### [What is expected]
Skipping all pictures, set down the lines of the listing from the first through the one with "212,146 207,150 206,177".

----------------------------------------

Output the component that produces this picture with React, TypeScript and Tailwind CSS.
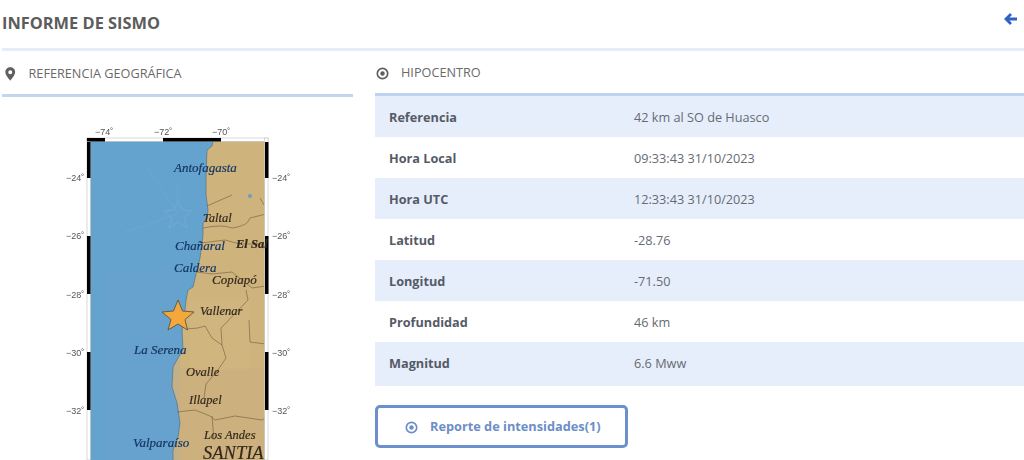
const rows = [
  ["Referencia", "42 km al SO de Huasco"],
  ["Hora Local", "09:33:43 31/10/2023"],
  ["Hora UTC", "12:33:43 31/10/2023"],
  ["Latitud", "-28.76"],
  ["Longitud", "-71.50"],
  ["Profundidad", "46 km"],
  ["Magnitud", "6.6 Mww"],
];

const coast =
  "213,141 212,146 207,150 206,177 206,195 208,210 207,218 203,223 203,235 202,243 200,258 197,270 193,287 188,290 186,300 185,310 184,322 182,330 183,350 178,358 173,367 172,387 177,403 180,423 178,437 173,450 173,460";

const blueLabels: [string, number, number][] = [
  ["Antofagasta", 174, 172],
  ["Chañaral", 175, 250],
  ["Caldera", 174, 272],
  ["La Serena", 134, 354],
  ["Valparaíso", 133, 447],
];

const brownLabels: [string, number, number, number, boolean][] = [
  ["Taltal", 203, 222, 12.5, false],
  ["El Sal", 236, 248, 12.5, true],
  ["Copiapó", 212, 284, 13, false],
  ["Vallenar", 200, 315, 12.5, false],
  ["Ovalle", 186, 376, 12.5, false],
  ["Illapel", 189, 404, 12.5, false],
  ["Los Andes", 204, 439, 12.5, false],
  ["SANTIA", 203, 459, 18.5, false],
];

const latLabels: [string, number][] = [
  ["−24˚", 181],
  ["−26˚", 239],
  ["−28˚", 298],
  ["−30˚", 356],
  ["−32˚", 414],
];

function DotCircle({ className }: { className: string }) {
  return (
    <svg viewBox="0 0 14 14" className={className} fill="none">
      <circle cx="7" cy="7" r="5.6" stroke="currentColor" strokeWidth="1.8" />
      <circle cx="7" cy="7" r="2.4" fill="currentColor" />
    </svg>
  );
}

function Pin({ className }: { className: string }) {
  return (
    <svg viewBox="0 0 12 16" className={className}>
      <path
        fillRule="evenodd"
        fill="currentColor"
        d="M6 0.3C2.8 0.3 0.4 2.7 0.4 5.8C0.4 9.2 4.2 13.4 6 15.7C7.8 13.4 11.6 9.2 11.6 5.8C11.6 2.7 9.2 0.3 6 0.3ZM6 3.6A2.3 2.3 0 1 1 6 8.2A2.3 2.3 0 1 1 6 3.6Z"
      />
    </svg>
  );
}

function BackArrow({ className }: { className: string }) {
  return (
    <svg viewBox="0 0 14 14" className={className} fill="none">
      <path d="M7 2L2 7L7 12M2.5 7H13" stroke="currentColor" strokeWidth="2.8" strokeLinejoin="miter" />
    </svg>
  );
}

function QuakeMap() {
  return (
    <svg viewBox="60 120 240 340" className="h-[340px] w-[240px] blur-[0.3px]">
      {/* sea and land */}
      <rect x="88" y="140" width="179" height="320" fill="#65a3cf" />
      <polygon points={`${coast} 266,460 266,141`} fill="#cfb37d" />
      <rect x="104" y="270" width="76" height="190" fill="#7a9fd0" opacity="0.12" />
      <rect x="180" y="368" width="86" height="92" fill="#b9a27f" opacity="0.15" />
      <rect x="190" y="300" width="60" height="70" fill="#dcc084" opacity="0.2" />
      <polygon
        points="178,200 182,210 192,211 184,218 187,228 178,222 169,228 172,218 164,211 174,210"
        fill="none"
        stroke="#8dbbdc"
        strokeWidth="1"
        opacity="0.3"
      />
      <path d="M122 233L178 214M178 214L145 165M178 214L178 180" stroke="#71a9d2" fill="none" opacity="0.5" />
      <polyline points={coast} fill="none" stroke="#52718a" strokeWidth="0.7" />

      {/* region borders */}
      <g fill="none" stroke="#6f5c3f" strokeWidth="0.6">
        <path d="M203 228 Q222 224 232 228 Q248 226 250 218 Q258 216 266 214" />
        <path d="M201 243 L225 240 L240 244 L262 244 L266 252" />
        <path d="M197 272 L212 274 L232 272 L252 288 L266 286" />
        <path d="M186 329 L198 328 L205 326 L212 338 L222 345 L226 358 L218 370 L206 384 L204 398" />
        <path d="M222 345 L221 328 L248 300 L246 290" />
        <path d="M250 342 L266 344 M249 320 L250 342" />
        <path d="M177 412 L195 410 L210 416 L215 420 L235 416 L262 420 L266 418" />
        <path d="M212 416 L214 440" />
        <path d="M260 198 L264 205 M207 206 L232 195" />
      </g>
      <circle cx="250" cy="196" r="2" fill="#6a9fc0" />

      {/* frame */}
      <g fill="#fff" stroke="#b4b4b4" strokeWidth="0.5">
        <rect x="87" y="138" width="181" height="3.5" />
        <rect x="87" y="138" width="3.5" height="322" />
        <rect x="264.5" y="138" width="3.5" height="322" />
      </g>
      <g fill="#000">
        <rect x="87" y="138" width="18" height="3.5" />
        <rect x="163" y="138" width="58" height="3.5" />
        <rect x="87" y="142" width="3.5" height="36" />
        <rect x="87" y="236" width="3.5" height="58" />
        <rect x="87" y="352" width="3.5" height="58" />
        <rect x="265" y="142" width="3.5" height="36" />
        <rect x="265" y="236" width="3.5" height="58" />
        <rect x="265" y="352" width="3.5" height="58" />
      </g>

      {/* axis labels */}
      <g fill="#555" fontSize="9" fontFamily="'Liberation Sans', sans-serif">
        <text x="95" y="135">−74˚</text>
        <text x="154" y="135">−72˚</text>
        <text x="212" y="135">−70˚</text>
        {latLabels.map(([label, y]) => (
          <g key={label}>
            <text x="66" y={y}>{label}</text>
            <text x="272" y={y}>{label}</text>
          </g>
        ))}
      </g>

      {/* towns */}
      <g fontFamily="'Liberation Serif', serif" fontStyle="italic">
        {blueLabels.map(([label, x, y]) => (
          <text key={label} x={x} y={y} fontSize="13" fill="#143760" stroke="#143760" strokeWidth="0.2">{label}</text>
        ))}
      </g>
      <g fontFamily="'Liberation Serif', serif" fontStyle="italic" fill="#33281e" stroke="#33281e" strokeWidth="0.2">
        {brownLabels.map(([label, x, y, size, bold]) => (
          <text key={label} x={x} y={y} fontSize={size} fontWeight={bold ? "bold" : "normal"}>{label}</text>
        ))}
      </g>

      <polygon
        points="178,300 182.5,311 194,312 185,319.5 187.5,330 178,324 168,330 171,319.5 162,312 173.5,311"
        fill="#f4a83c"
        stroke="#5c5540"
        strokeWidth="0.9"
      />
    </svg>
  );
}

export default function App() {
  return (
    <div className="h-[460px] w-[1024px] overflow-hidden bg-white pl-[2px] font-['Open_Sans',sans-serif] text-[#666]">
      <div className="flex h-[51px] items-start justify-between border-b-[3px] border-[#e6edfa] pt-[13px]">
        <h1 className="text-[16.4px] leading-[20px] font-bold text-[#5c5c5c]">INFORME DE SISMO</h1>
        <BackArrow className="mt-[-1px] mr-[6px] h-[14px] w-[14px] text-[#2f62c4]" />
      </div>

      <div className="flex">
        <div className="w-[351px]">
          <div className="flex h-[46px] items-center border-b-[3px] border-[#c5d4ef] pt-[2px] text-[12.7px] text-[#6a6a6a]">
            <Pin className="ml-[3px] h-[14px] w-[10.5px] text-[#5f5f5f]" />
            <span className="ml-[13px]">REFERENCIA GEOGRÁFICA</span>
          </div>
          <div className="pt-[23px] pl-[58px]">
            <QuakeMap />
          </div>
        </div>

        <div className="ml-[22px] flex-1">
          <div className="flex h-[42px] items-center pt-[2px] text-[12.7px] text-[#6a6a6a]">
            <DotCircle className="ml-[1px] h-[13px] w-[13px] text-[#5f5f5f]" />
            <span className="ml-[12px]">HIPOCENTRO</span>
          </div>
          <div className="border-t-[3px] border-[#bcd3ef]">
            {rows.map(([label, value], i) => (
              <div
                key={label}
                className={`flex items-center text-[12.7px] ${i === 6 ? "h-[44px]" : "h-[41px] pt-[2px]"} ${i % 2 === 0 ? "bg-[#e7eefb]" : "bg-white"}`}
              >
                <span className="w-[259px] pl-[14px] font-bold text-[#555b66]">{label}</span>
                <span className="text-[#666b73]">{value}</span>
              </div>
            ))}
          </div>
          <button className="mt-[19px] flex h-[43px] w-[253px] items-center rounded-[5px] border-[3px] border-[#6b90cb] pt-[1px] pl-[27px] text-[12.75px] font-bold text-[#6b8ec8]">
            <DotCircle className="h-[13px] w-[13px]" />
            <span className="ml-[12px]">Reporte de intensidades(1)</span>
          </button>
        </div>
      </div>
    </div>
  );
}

----------------------------------------

### [Exercise answer]
Output the component that produces this picture with React, TypeScript and Tailwind CSS.
const rows = [
  ["Referencia", "42 km al SO de Huasco"],
  ["Hora Local", "09:33:43 31/10/2023"],
  ["Hora UTC", "12:33:43 31/10/2023"],
  ["Latitud", "-28.76"],
  ["Longitud", "-71.50"],
  ["Profundidad", "46 km"],
  ["Magnitud", "6.6 Mww"],
];

const coast =
  "213,141 212,146 207,150 206,177 206,195 208,210 207,218 203,223 203,235 202,243 200,258 197,270 193,287 188,290 186,300 185,310 184,322 182,330 183,350 178,358 173,367 172,387 177,403 180,423 178,437 173,450 173,460";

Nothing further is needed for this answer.